About the Marcomanni and Quadi:
In "Relations between Rome and the German 'Kings' on the Middle Danube in the First to Fourth Centuries A.D.," Lynn F. Pitts says that during the Roman Imperial period, two large German or Suebian tribes, the Marcomanni and Quadi, and smaller tribes, like the Osi and Cotini, living under them, occupied the area of eastern Europe now covered by the Czech Republic, Slovakia [when Pitts wrote, it was still Czechoslovakia], and lower Austria north of the Danube River. Oto Luthar says that during the reign of Antonius Pius (138-166), Germanic and Sarmatian tribes in the area had been asking unsuccessfully for inclusion of their kingdoms in the Roman Empire in order to provide them with protection against barbarians invading from their north.

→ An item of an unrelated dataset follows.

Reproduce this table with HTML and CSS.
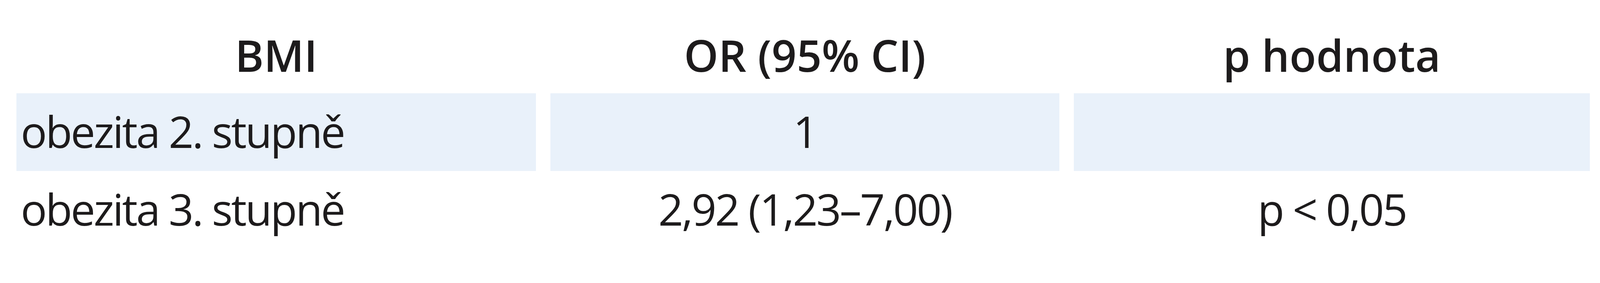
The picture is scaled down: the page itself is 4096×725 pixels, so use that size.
FILE: index.html
```html
<!DOCTYPE html>
<html lang="cs">
<head>
<meta charset="utf-8">
<title>BMI OR</title>
<link rel="stylesheet" href="styles.css">
</head>
<body>
<div class="table">
  <div class="cell head">BMI</div>
  <div class="cell head">OR (95% CI)</div>
  <div class="cell head">p hodnota</div>

  <div class="cell shade first">obezita 2. stupně</div>
  <div class="cell shade">1</div>
  <div class="cell shade"></div>

  <div class="cell first">obezita 3. stupně</div>
  <div class="cell">2,92 (1,23–7,00)</div>
  <div class="cell">p &lt; 0,05</div>
</div>
</body>
</html>
```

FILE: styles.css
```css
html, body {
  margin: 0;
  padding: 0;
  background: #ffffff;
}

body {
  width: 4096px;
  height: 725px;
  overflow: hidden;
  font-family: "Open Sans", "Noto Sans", sans-serif;
  color: #1d1b1c;
}

.table {
  display: grid;
  grid-template-columns: 1330px 1303px 1321px;
  grid-auto-rows: 199px;
  column-gap: 37px;
  padding: 40px 0 0 42px;
}

.cell {
  font-size: 112px;
  line-height: 193px;
  padding-bottom: 6px;
  text-align: center;
  letter-spacing: -4px;
  white-space: nowrap;
  overflow: hidden;
}

.cell.head {
  font-weight: 600;
  line-height: 185px;
  padding-top: 8px;
  letter-spacing: 0;
}

.cell.first {
  text-align: left;
  padding-left: 11px;
}

.cell.shade {
  background: #e9f1fa;
}
```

What Were the Marcomannic Wars?:
Starting in A.D. 167, during the reign of the Roman emperor Marcus Aurelius, the Romans fought the Germanic tribes of the Marcomanni, Quadi, and tribes that allied themselves to them, living along the east bank of the Danube River. While the Romans had been dealing with the Persian front, the Germanic tribes moved across the Middle Danube through Pannonia [see Pannonia in this Map of the eastern provinces of the Roman Empire] and Noricum and into Italy to Aquileia. Aurelius raised an army, recruiting even slaves and gladiators, and fortified the area. Throughout his reign Aurelius kept revisiting the Danube to play the tribes off against each other. Aurelius fought them for 3 years at Carnuntum in Pannonia. Romans suffered defeat in 170 and victory in 171-2. Although it was after this that Aurelius took the title "Germanicus", the Quadi were subdued later. Aurelius planned to create provinces of Sarmatia and Marcomannia, but he died in 180 and the project was abandoned. Instead, Marcus Aurelius' son and successor, Commodus, against the suggestions of advisors, made a treaty of peace with the Quadi and Marcomanni in 180. Mommsen (A History of Rome Under the Emperors, by Theodor Mommsen), who says the 19-year old Commodus just wanted to get back to the capital, calls this an example of the problem of hereditary succession.
References:
- "Relations between Rome and the German 'Kings' on the Middle Danube in the First to Fourth Centuries A.D."
Lynn F. Pitts
The Journal of Roman Studies
Vol. 79, (1989), pp. 45-58 - The Land Between: A History of Slovenia, by Oto Luthar (2008).
- Franz A. W. Schehl , John Frederick Drinkwater "Marcoman(n)i" The Oxford Classical Dictionary.